Hasso-Plattner-Institut
 

Can Design Thinking Improve Programming? III

Exploring Means to Grow a Shared Vocabulary Between Programmers and Domain Experts

PI: Professor Dr. Robert Hirschfeld

Abstract

Software design projects are carried out by teams of experts from multiple professions, which need to establish a shared vocabulary to foster collaboration and focused discussions. Tacit knowledge impedes direct knowledge exchange and thus involves social interactions supported by design tools such as interviews, drawings, and tangible prototypes. Similarly, in software engineering, there are agile practices to cope with changing insights due to only slowly revealing, domain-specific details. Eventually, the executable code artifacts will carry that vocabulary and describe the software. Thus, collaboration close to such artifacts can support knowledge exchange.
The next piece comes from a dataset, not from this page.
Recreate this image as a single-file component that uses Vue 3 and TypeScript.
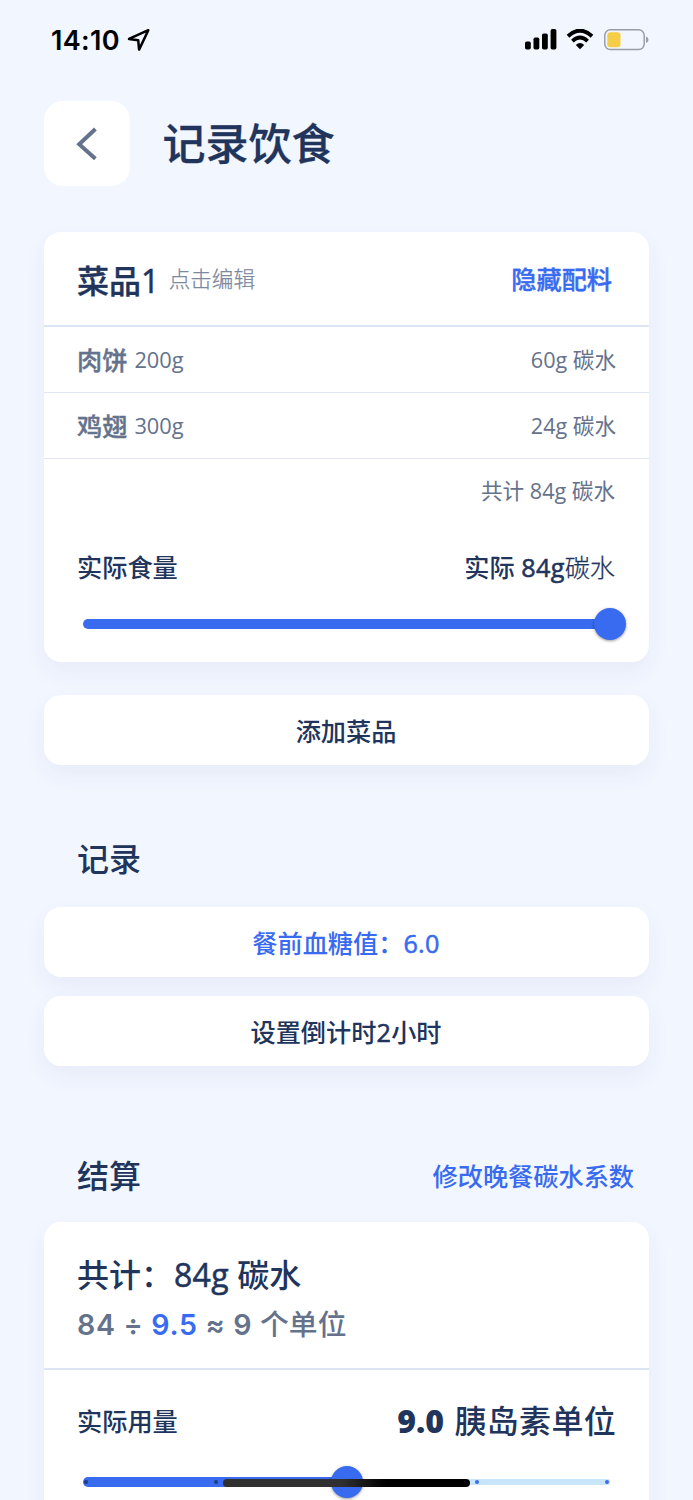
<script setup lang="ts">
interface Ingredient {
  name: string
  weight: number
  carbs: number
}

const ingredients: Ingredient[] = [
  { name: '肉饼', weight: 200, carbs: 60 },
  { name: '鸡翅', weight: 300, carbs: 24 },
]
const total = ingredients.reduce((sum, item) => sum + item.carbs, 0)
const doseMarks: number[] = [0, 25, 50, 75, 100]
</script>

<template>
  <div class="page">
    <div class="status">
      <div class="status-left">
        <span class="clock">14:10</span>
        <svg class="locate" width="24" height="24" viewBox="0 0 24 24">
          <path d="M21.3 2.2 2 10.9l9.2 1.3.9 9.4Z" fill="none" stroke="#000" stroke-width="2.5" stroke-linejoin="round" />
        </svg>
      </div>
      <div class="status-right">
        <svg width="33" height="21" viewBox="0 0 33 21">
          <rect x="0" y="12.5" width="5.8" height="8" rx="1.7" />
          <rect x="8.5" y="8.5" width="5.8" height="12" rx="1.7" />
          <rect x="17" y="4.5" width="5.8" height="16" rx="1.7" />
          <rect x="25.6" y="0" width="5.8" height="20.5" rx="1.7" />
        </svg>
        <svg class="wifi" width="28" height="21" viewBox="0 0 28 21">
          <path d="M2 7.2Q14-3.8 26 7.2" fill="none" stroke="#000" stroke-width="4" />
          <path d="M6.4 12.1Q14 5 21.6 12.1" fill="none" stroke="#000" stroke-width="3.8" />
          <path d="M9.8 16Q14 12.2 18.2 16L14 20.2Z" />
        </svg>
        <svg class="battery" width="45" height="22" viewBox="0 0 45 22">
          <rect x=".8" y=".8" width="39.4" height="19.8" rx="5.5" fill="none" stroke="#9a9da5" stroke-width="1.5" />
          <rect x="3.3" y="3.2" width="13.2" height="15" rx="3" fill="#f5cd46" />
          <path d="M42 7.5q2.5 1 2.5 3.3T42 14Z" fill="#9a9da5" />
        </svg>
      </div>
    </div>

    <header class="header">
      <button class="back" type="button">
        <svg width="22" height="34" viewBox="0 0 22 34">
          <path d="M19.4 2 3.2 17.2l16.2 14.6" fill="none" stroke="#65728c" stroke-width="4" />
        </svg>
      </button>
      <h1 class="title">记录饮食</h1>
    </header>

    <section class="card dish">
      <div class="dish-head">
        <h2 class="dish-name">菜品<span class="num">1</span></h2>
        <span class="hint">点击编辑</span>
        <a class="link toggle">隐藏配料</a>
      </div>
      <div v-for="item in ingredients" :key="item.name" class="row">
        <span class="food">{{ item.name }}</span>
        <span class="weight">{{ item.weight }}g</span>
        <span class="carbs">{{ item.carbs }}g 碳水</span>
      </div>
      <div class="row sum"><span class="carbs">共计 {{ total }}g 碳水</span></div>
      <div class="amount">
        <span>实际食量</span>
        <span>实际 <span class="num">{{ total }}g</span><span class="thin">碳水</span></span>
      </div>
      <div class="slider">
        <div class="fill" :style="{ width: '100%' }"></div>
        <div class="thumb" :style="{ left: '100%' }"></div>
      </div>
    </section>

    <button class="card wide add" type="button">添加菜品</button>

    <div class="section-head record-head"><h2>记录</h2></div>
    <button class="card wide blue" type="button">餐前血糖值：<span class="num">6.0</span></button>
    <button class="card wide timer" type="button">设置倒计时<span class="num">2</span>小时</button>

    <div class="section-head settle-head">
      <h2>结算</h2>
      <a class="link">修改晚餐碳水系数</a>
    </div>
    <section class="card settle">
      <div class="summary">
        <div class="summary-total">共计：<span class="num">{{ total }}g</span> 碳水</div>
        <div class="formula">84 ÷ <span class="factor">9.5</span> ≈ 9 <span class="units">个单位</span></div>
      </div>
      <div class="dose">
        <span>实际用量</span>
        <span class="dose-value"><b>9.0</b> 胰岛素单位</span>
      </div>
      <div class="slider dose-slider">
        <div class="rail"></div>
        <div class="fill" :style="{ width: '50%' }"></div>
        <i
          v-for="mark in doseMarks"
          :key="mark"
          class="mark"
          :class="{ ahead: mark > 50 }"
          :style="{ left: `calc(3px + (100% - 6px) * ${mark / 100})` }"
        ></i>
        <div class="thumb" :style="{ left: '50%' }"></div>
      </div>
    </section>
    <div class="home-bar"></div>
  </div>
</template>

<style>
body {
  background: #f1f6ff;
}
</style>

<style scoped>
.page {
  position: relative;
  display: flex;
  flex-direction: column;
  box-sizing: border-box;
  width: 693px;
  height: 1500px;
  padding: 0 44px;
  overflow: hidden;
  background: #f1f6ff;
  color: #21345c;
  font-family: "Open Sans", "Noto Sans CJK SC", sans-serif;
  font-size: 25.2px;
  font-weight: 500;
}
.page > * {
  flex-shrink: 0;
}
h1,
h2 {
  margin: 0;
  font-weight: 500;
}
button {
  border: 0;
  padding: 0;
  font: inherit;
  color: inherit;
}
.num {
  letter-spacing: 0.3px;
  -webkit-text-stroke: 0.55px currentColor;
}
.status {
  display: flex;
  justify-content: space-between;
  height: 101px;
  color: #000;
}
.status-left,
.status-right {
  display: flex;
  align-items: center;
  height: 79px;
}
.clock {
  margin-left: 7px;
  padding-top: 1px;
  font: 600 27px/1 Inter, sans-serif;
  letter-spacing: 0.3px;
}
.locate {
  margin-left: 7px;
}
.wifi {
  margin: 0 10px 0 8px;
}
.header {
  display: flex;
  align-items: center;
  height: 85px;
}
.back {
  display: flex;
  align-items: center;
  justify-content: center;
  width: 85.5px;
  height: 85.5px;
  border-radius: 19px;
  background: #fff;
}
.title {
  margin-left: 33px;
  font-size: 43px;
  line-height: 60px;
  -webkit-text-stroke: 0.3px currentColor;
}
.card {
  border-radius: 17px;
  background: #fff;
  box-shadow: 0 10px 24px rgba(60, 50, 120, 0.055);
}
.dish {
  height: 430px;
  margin-top: 46px;
}
.dish-head {
  display: flex;
  align-items: center;
  box-sizing: border-box;
  height: 95px;
  padding: 0 37px 0 33px;
  border-bottom: 2px solid #dce5f4;
}
.dish-name {
  padding-top: 4px;
  font-size: 32px;
  line-height: 40px;
  -webkit-text-stroke: 0.4px currentColor;
}
.hint {
  margin-left: 9px;
  padding-bottom: 2px;
  color: #7c88a0;
  font-size: 21.6px;
  font-weight: 300;
  -webkit-text-stroke: 0.25px currentColor;
}
.link {
  padding-bottom: 2px;
  color: #396bf0;
}
.toggle {
  margin-left: auto;
  padding-bottom: 1px;
  -webkit-text-stroke: 0.4px currentColor;
}
.row {
  display: flex;
  align-items: center;
  box-sizing: border-box;
  height: 66px;
  padding: 0 33px;
  border-bottom: 1px solid #dfe6f4;
  color: #65728c;
}
.food {
  padding-bottom: 1px;
  -webkit-text-stroke: 0.4px currentColor;
}
.weight {
  margin-left: 7px;
  font-size: 21.8px;
  font-weight: 400;
}
.carbs {
  margin-left: auto;
  padding-bottom: 3px;
  font-size: 21.6px;
  font-weight: 370;
}
.sum {
  padding-right: 34px;
  border: 0;
}
.sum .carbs {
  padding-bottom: 5px;
}
.amount {
  display: flex;
  align-items: center;
  justify-content: space-between;
  box-sizing: border-box;
  height: 86px;
  padding: 0 34px 4px 33px;
}
.thin {
  font-weight: 300;
  -webkit-text-stroke: 0.25px currentColor;
}
.slider {
  position: relative;
  height: 10px;
  margin: 8px 39px 0;
}
.fill {
  position: relative;
  height: 10px;
  border-radius: 5px;
  background: #396bf0;
}
.thumb {
  position: absolute;
  top: -11px;
  width: 32px;
  height: 32px;
  margin-left: -16px;
  border-radius: 50%;
  background: #396bf0;
  box-shadow: 0 1px 3px rgba(0, 0, 0, 0.4);
}
.wide {
  height: 70px;
  padding: 0 1px 1px 0;
}
.add {
  margin-top: 33px;
}
.section-head {
  display: flex;
  align-items: center;
  justify-content: space-between;
  height: 60px;
  padding: 0 15px 0 33px;
}
.section-head h2 {
  padding-bottom: 5px;
  font-size: 32px;
}
.record-head {
  margin: 64px 0 18px;
}
.blue {
  color: #396bf0;
}
.timer {
  margin-top: 19px;
}
.settle-head {
  margin: 80px 0 16px;
}
.settle {
  height: 340px;
}
.summary {
  box-sizing: border-box;
  height: 148px;
  padding: 28px 33px 0;
  border-bottom: 2px solid #dde4f1;
}
.summary-total {
  font-size: 32px;
  line-height: 49px;
}
.summary-total .num {
  margin-left: 1px;
}
.formula {
  height: 52px;
  color: #65728c;
  font: 600 28.6px/52px Inter, "Noto Sans CJK SC", sans-serif;
  letter-spacing: 0.65px;
}
.factor {
  color: #396bf0;
}
.units {
  font-size: 28.8px;
  font-weight: 500;
  letter-spacing: 0.1px;
}
.dose {
  display: flex;
  align-items: center;
  justify-content: space-between;
  box-sizing: border-box;
  height: 102px;
  padding: 0 33px 2px;
}
.dose-value {
  padding-bottom: 3px;
  font-size: 32px;
  letter-spacing: 0.3px;
}
.dose-value b {
  margin-right: 2px;
  font-weight: 800;
  letter-spacing: 0;
}
.dose-slider {
  margin-top: 5px;
}
.rail {
  position: absolute;
  top: 2px;
  right: 0;
  width: 50%;
  height: 6px;
  border-radius: 2px;
  background: #c8e6fb;
}
.mark {
  position: absolute;
  top: 3px;
  width: 4px;
  height: 4px;
  margin-left: -2px;
  border-radius: 50%;
  background: #213a82;
}
.mark.ahead {
  background: #396bf0;
}
.home-bar {
  position: absolute;
  left: 223px;
  top: 1479px;
  width: 247px;
  height: 8px;
  border-radius: 4px;
  background: linear-gradient(90deg, #303030 48%, #000 66%);
}
</style>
We want to investigate the strategies non-programming experts apply when understanding source code. We then want to derive techniques to represent readable, domain specific expressions carried by general-purpose programming languages to reduce translation efforts and support collaboration. We plan to complement the text form with visual, yet executable, annotations to amplify the use of tangible artifacts. In addition to improving timeliness and quality, we think domain experts could carry on adjusting domain-specific rules in the software product without the programmers' assistance.